Qu’est ce qui peut expliquer le manque de public aux différents spectacles de créations chorégraphiques ?

La danse, c’est un peu comme le festival de la sortie des masques. Le public n’est pas massif, principalement constitué des villageois qui se connaissent et se réunissent. Les étrangers sont peu présents, même parmi les intellectuels locaux, rares sont ceux qui s’impliquent. En quelque sorte, nous refusons d’embrasser pleinement notre identité culturelle. Une barrière se crée entre nous et nos traditions, car certains estiment que leur niveau intellectuel et d’analyse est trop élevé pour s’intéresser à cela.

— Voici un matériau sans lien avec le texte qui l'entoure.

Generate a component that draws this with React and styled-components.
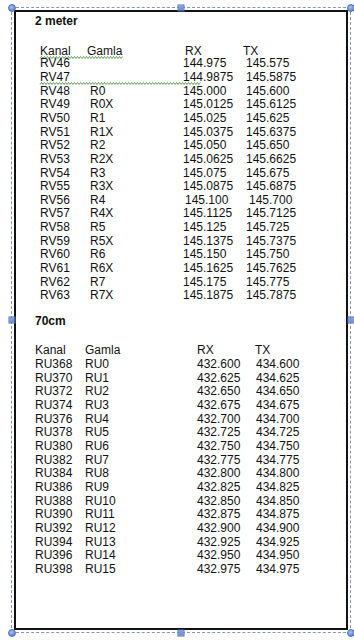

Même si l’on pense que cela n’intéresse que les étrangers, il est crucial de comprendre que les étrangers sont aussi humains, et donc, cela devrait également nous intéresser. Certains considèrent même le bâtiment du CDC comme une initiative étrangère. Nous devons cultiver l’audience, comme le Carrefour International de Théâtre de Ouagadougou (CITO), qui maintient un programme d’un mois de spectacles, démarrant à l’heure indiquée, même s’il n’y a que 20 spectateurs. Par le bouche-à-oreille, les gens relayent l’information, et le public afflue.

Tout compte fait, Il est important d’apporter des améliorations nécessaires pour susciter une plus grande adhésion du public burkinabè. Une approche culturelle sera mise en place pour aller à la rencontre du public. C’est un défi que nous devons relever pour faire évoluer notre culture artistique locale.